Because the problem is that if you ask people why they do the awful things they do – abort babies, steal money, kill people, commit adultery – they will always – always – have an excuse, and they will always – always – point to their pristine and unassailable motives.
We all have the best intentions. And yet we all deliberately sin over and over again.
And we all wash our hands of the consequences that spring from those good intentions.
Like Pilate, we all renounce the sin as we commit it – for even Pilate had the very best of intentions.
Personally, I see the justification for abortion in the fact that contemporary humanism makes a human being the pinnacle of reality – beholden and inferior to none. This creates a profound and subtle form of egoism: there may be a God, but not one to whom I must conform my life and my actions.
In this context, a humanist is prepared to be decent, generous, self-sacrificing even, INSOFAR as it suits him (one can get a kick out of doing noble deeds). The moment he is seriously inconvenienced then he is justified in doing anything to remove the inconvenience. An unplanned baby is a serious inconvenience. For a humanist his few decades of life is all he has got, and he is not prepared – thanks to an accident of nature – to bend it to the needs of another.

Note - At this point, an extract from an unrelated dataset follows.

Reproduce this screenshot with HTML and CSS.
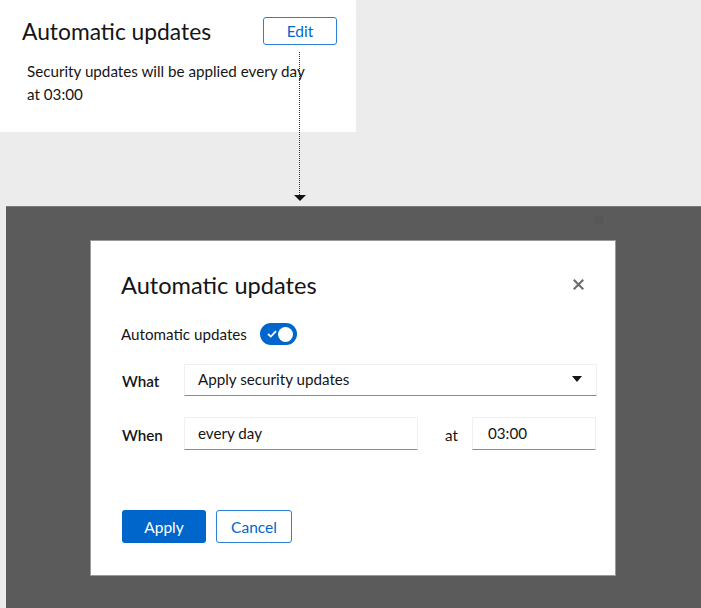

For a humanist the supreme human attribute is personal freedom – the faculty of doing whatever one wants provided one does not directly harm or trouble others. Those who do are criminals and one is justified in doing whatever is necessary to stop them inconveniencing those around them. An unborn and unwanted baby fits into this category. He is an inconvenience, a little criminal troubling the life of the noble individual, who is justified in stopping the threat to his personal freedom in the only way possible, by aborting him.
This is what underlies the thinking of the pro-choice lobby.